The knee-jerk response to "Moon" is to scoff at its politics. This is not a film that merely uses the troubling issue of unlawful Mexican immigration as a plot device; "Moon" sermonizes on the issue by including bizarre soundtrack cuts (one song posits Superman as the ultimate illegal immigrant, only getting a free pass from criticism because of his white skin) and treating nearly all the Caucasian characters as horrible WASPy monsters who delight in tormenting their Mexican workers.
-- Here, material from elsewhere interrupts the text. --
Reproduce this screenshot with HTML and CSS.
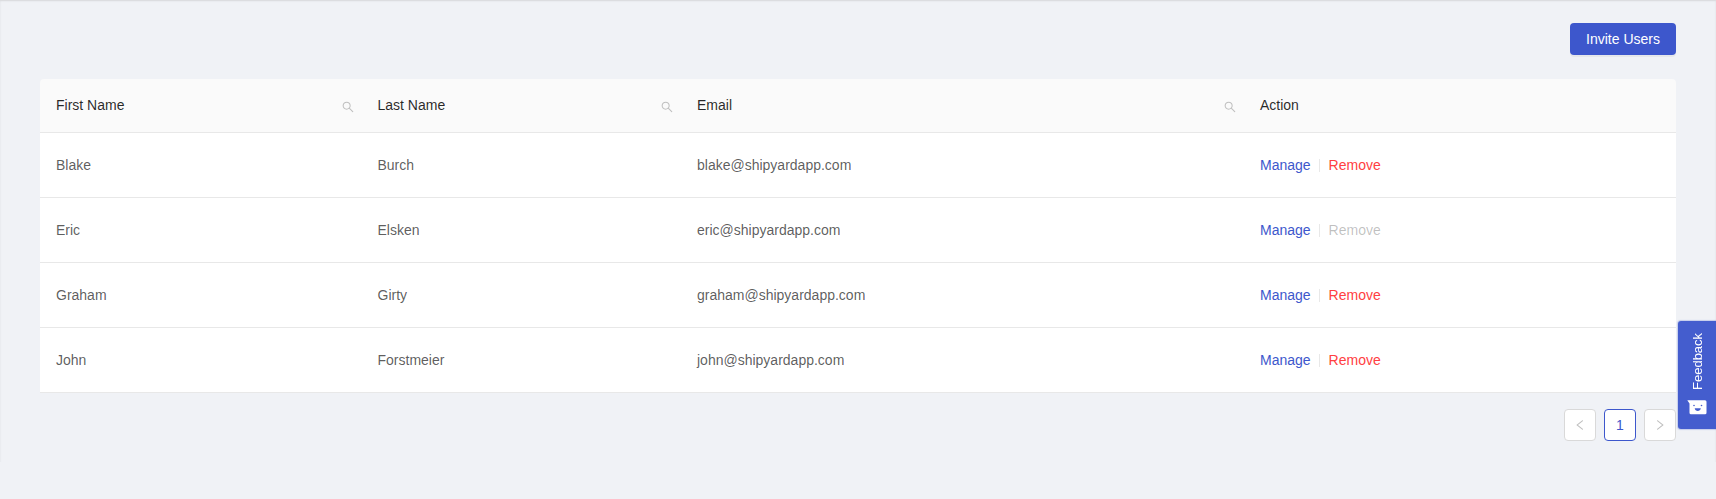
FILE: index.html
```html
<!DOCTYPE html>
<html lang="en">
<head>
<meta charset="utf-8">
<title>Users</title>
<link rel="stylesheet" href="styles.css">
</head>
<body>
<svg class="sprite" width="0" height="0">
  <symbol id="search" viewBox="64 64 896 896"><path d="M909.6 854.5L649.9 594.8C690.2 542.7 712 479 712 412c0-80.2-31.3-155.4-87.9-212.1-56.6-56.7-132-87.9-212.1-87.9s-155.5 31.3-212.1 87.9C143.2 256.5 112 331.8 112 412c0 80.1 31.3 155.5 87.9 212.1C256.5 680.8 331.8 712 412 712c67 0 130.6-21.8 182.7-62l259.7 259.6a8.2 8.2 0 0 0 11.6 0l43.6-43.5a8.2 8.2 0 0 0 0-11.6zM570.4 570.4C528 612.7 471.8 636 412 636s-116-23.3-158.4-65.6C211.3 528 188 471.8 188 412s23.3-116.1 65.6-158.4C296 211.3 352.2 188 412 188s116.1 23.2 158.4 65.6S636 352.2 636 412s-23.3 116.1-65.6 158.4z"/></symbol>
</svg>
<main class="content">
  <div class="toolbar"><button class="btn">Invite Users</button></div>
  <table class="users">
    <colgroup><col class="c-first"><col class="c-last"><col class="c-email"><col></colgroup>
    <thead>
      <tr>
        <th><div class="head">First Name<svg class="search"><use href="#search"/></svg></div></th>
        <th><div class="head">Last Name<svg class="search"><use href="#search"/></svg></div></th>
        <th><div class="head">Email<svg class="search"><use href="#search"/></svg></div></th>
        <th><div class="head">Action</div></th>
      </tr>
    </thead>
    <tbody>
      <tr><td>Blake</td><td>Burch</td><td>blake@shipyardapp.com</td><td><a class="manage">Manage</a><span class="divider"></span><a class="remove">Remove</a></td></tr>
      <tr><td>Eric</td><td>Elsken</td><td>eric@shipyardapp.com</td><td><a class="manage">Manage</a><span class="divider"></span><a class="remove disabled">Remove</a></td></tr>
      <tr><td>Graham</td><td>Girty</td><td>graham@shipyardapp.com</td><td><a class="manage">Manage</a><span class="divider"></span><a class="remove">Remove</a></td></tr>
      <tr><td>John</td><td>Forstmeier</td><td>john@shipyardapp.com</td><td><a class="manage">Manage</a><span class="divider"></span><a class="remove">Remove</a></td></tr>
    </tbody>
  </table>
  <nav class="pagination">
    <span class="page"><svg class="arrow" viewBox="64 64 896 896"><path d="M724 218.3V141c0-6.700-7.700-10.400-12.900-6.300L260.300 486.800a31.860 31.860 0 0 0 0 50.300l450.800 352.100c5.300 4.100 12.900.4 12.900-6.300v-77.300c0-4.900-2.300-9.600-6.100-12.600l-360-281 360-281.100c3.800-3 6.100-7.700 6.100-12.600z"/></svg></span>
    <span class="page current">1</span>
    <span class="page"><svg class="arrow" viewBox="64 64 896 896"><path d="M765.700 486.800L314.900 134.700A7.970 7.970 0 0 0 302 141v77.300c0 4.900 2.300 9.600 6.100 12.600l360 281.100-360 281.100c-3.900 3-6.100 7.700-6.100 12.600V883c0 6.700 7.700 10.400 12.900 6.300l450.800-352.100a31.960 31.960 0 0 0 0-50.400z"/></svg></span>
  </nav>
</main>
<aside class="feedback">
  <span class="feedback-label">Feedback</span>
  <svg class="face" width="20" height="15" viewBox="0 0 20 15">
    <path class="face-shape" d="M.3.300H18a1.500 1.500 0 0 1 1.500 1.500v11A1.500 1.500 0 0 1 18 14.300H4A1.500 1.500 0 0 1 2.500 12.800V3.500z"/>
    <circle class="face-mark" cx="7" cy="5.500" r=".8"/><circle class="face-mark" cx="14.500" cy="5.500" r=".8"/>
    <path class="face-mark" d="M7.700 8.300h6.100c-.4 3.600-5.700 3.600-6.100 0z"/>
  </svg>
</aside>
</body>
</html>
```
FILE: styles.css
```css
* { box-sizing: border-box; }
body {
  margin: 0;
  background: #f0f2f6;
  color: rgba(0, 0, 0, .65);
  font: 14px/22px "Liberation Sans", Arial, sans-serif;
}
.sprite { display: block; }
.content {
  height: 463px;
  padding: 23px 40px 0;
  box-shadow: inset 0 1px 0 #dcdde0, inset 0 1px 2px rgba(0, 0, 0, .1);
  clip-path: inset(0 0 1px);
}
.toolbar { display: flex; justify-content: flex-end; height: 56px; }
.btn {
  width: 106px;
  height: 32px;
  padding: 0;
  border: 0;
  border-radius: 4px;
  background: #3d57cc;
  color: #fff;
  font: inherit;
  line-height: 30px;
  box-shadow: 0 2px 0 rgba(0, 0, 0, .045);
}
.users {
  width: 100%;
  table-layout: fixed;
  border-collapse: separate;
  border-spacing: 0;
}
.c-first { width: 321.5px; }
.c-last { width: 319.5px; }
.c-email { width: 563px; }
th, td { padding: 0 16px; text-align: left; border-bottom: 1px solid #e8e8e8; }
th { height: 54px; padding-bottom: 2px; background: #fafafa; color: rgba(0, 0, 0, .85); font-weight: 400; }
th:first-child { border-top-left-radius: 4px; }
th:last-child { border-top-right-radius: 4px; }
td { height: 65px; background: #fff; }
.head { display: flex; align-items: center; justify-content: space-between; }
.search { width: 12px; height: 12px; margin: 4px -8px 0 0; fill: #bfbfbf; }
.manage { color: #3d57cc; }
.remove { color: #ff4042; }
.remove.disabled { color: rgba(0, 0, 0, .25); }
.divider {
  display: inline-block;
  width: 1px;
  height: 13px;
  margin: 0 9px 0 8px;
  background: #e8e8e8;
  vertical-align: -2px;
}
.pagination { display: flex; justify-content: flex-end; gap: 8px; margin-top: 16px; }
.page {
  display: flex;
  align-items: center;
  justify-content: center;
  width: 32px;
  height: 32px;
  border: 1px solid #d9d9d9;
  border-radius: 4px;
  background: #fff;
}
.page.current { border-color: #3d57cc; color: #3d57cc; }
.arrow { width: 12px; height: 12px; fill: #bfbfbf; }
.feedback {
  position: fixed;
  right: 0;
  top: 321px;
  display: flex;
  flex-direction: column;
  align-items: center;
  gap: 10px;
  width: 38px;
  height: 108px;
  padding-top: 11px;
  border-radius: 3px 0 0 3px;
  background: #445dce;
  color: #fff;
  box-shadow: 0 0 1px 1px rgba(68, 93, 206, .25);
}
.feedback-label {
  height: 58px;
  writing-mode: vertical-rl;
  transform: rotate(180deg);
  font-size: 13px;
  line-height: 15px;
  white-space: nowrap;
}
.face-shape { fill: #fff; }
.face-mark { fill: #445dce; }
```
This is hot-potato material, smeared across the screen immaturely by director Patricia Riggen, who's free to make a picture about the dangers of border jumping, but the lack of intelligence and depth on display in "Moon" is maddening.
Of course, none of this would be an issue if the film clicked on the elementary heart-tugging level it wants so dearly to engage on. "Moon" is a shamelessly sentimental tale of motherly love, yet Riggen isn't an assertive enough filmmaker to earn sniffles and smiles. She squirts the syrup on thick, encouraging her cast to make pouty faces for her camera, just in case someone in the audience doesn't know how to react to a moment of sorrow. Her direction of young Alonso is the picture's lowest point, pushing the boy to invest deeper in his highly-trained plastic responses instead of exploring emotional insecurity and building a genuine character out of Carlitos. He's a well-programmed puppet, wielded like a cannon at a gun fight.
There's little doubt that the gushy brushstrokes "Moon" paints with will find a receptive audience, but I wasn't having any of it. I don't believe it's the bloodied hand of cynicism either; just a natural response to clumsy filmmaking at its most pandering and unfairly exclusionary.